Wow! that looks absolutely stunning!! Fantastic detail!! :argie:


----------



## lemkey (Apr 16, 2010)

Wow! That colour is even more gorgeous now...

May I ask why you used a sponge to wash the car? Rather than a mitt?


----------



## Yun_says (Apr 8, 2010)

Looks stunning, great work


----------



## JJ_ (Oct 26, 2005)

That colour is superb


----------



## dsms (Feb 1, 2008)

lemkey said:


> Wow! That colour is even more gorgeous now...
> 
> May I ask why you used a sponge to wash the car? Rather than a mitt?


Its just a very soft foam square, sponges are for dishes. To be honest that is a really nice thing to wash with because it glides across paint very well and is always in 100% constant contact with paint (sometimes microfiber mitts are not depending on which way the fibers are bent)

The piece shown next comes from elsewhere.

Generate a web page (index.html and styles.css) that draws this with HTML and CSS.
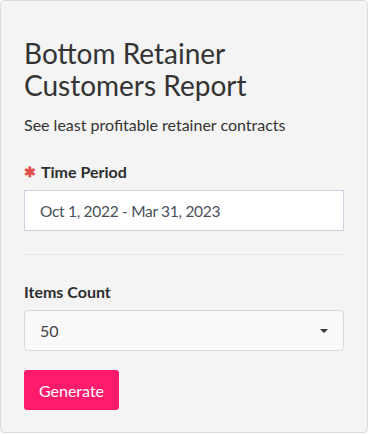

Plus the bright yellow color and square design makes seeing dirt very easy so you never have any hidden grit in your wash mitt! I love my lambswool mitts but they can hide some grime if your not careful


----------



## PIT (Apr 22, 2010)

That is some really good work and writeup.


----------



## jashton (May 15, 2010)

Great work, and what a beautiful car!


----------



## dan89 (Apr 27, 2010)

Very nice!!! :thumb:


----------



## RandomlySet (Jul 10, 2007)

nice work


----------



## dsms (Feb 1, 2008)

Thanks all. Should be doing another Lamborghini in 2 weeks, its Gallardo yet has almost 2x the HP as this one.... hmmmmm


----------



## MadMerc (Sep 8, 2008)

Great work! love that color, too.


----------



## Leemack (Mar 6, 2009)

Simply stunning


----------



## Wrobel (May 2, 2010)

Incredible! :doublesho


----------



## Dgioconto (May 19, 2010)




----------



## StuaR32t (Jun 6, 2009)

That is a monster!! amazing work there!


----------



## dsms (Feb 1, 2008)

StuaR32t said:


> That is a monster!! amazing work there!


Indeed. Thank you :thumb:


----------



## Nanolex (Jun 8, 2008)

Outstanding work and very nice pictures!


----------



## kash (Jan 30, 2009)

i wouldn't be able to detail it, i wouldn't be able to walk away from it. Stunning car, brilliant correction on it chap!


----------



## dsms (Feb 1, 2008)

kash said:


> i wouldn't be able to detail it, i wouldn't be able to walk away from it. Stunning car, brilliant correction on it chap!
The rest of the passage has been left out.